Some big-name luxury brands may be down, but others — niche luxury brands — are on the way up in China.
Red flags went up when Louis Vuitton sales started to lag. However, Givenchy – LVMH’s lesser-known brand famous for dressing Audrey Hepburn – is picking up steam in the meantime, says China Daily. The brand opened its newest store in China in March. As Chinese shoppers tire of the same old brands and growth lags, niche brands are stepping in to liven things up.
Pucci, the high-end Italian women’s label, opened its first store on the Mainland last year, at the same time Stella McCartney came to Shanghai. Even Alberta Ferretti is testing out the waters, opening a location for its Philosophy brand in Hangzhou.

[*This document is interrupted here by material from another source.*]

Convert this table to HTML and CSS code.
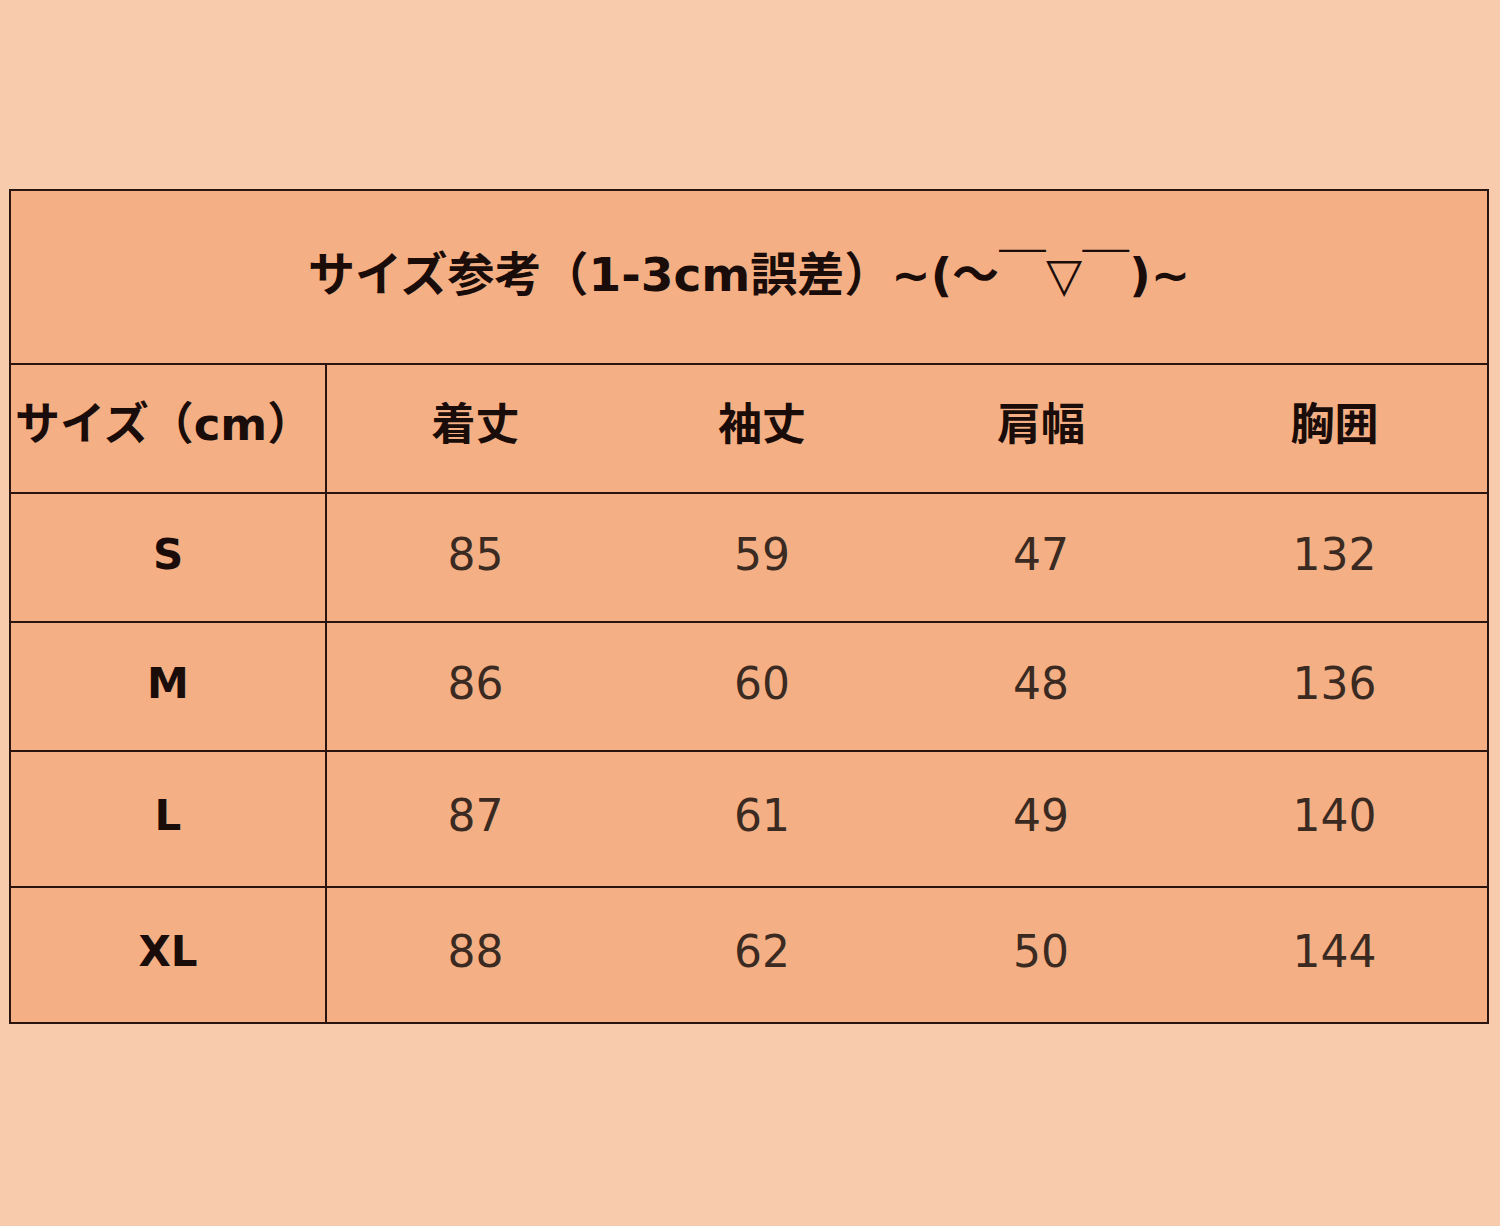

Others are hoping the Internet will entice Chinese shoppers to try new brands. One of the most popular online luxury retailers in China, Shangpin.com, signed an agreement with the Fashion Council of America in March that will get Chinese shoppers access to U.S. products. “We want to help designers gain popularity in China and meet the growing demands of our consumers by offering the world’s leading fashions,” said Lang Xueyue, Shangpin’s VP.
Representatives from Chinese online retailer Fifth Avenue Globe says niche brands accounted for half of its sales in 2012, up from 20-30 percent the previous year.
Niche brands are still too new to the country for their full effect to be felt, and in the meantime some more prominent brands are posting good figures. Bottega Veneta grew 41.5 percent year-on-year in China in 2012. And China is now Yves Saint Laurent’s third-largest market.
Zhou Ting, director of the Fortune Character Research Center, said, “The market will enjoy healthy development, with many choices for consumers.” She also said that it will be more difficult for luxury brands to earn money from China’s market in the future, although China will still lead global growth.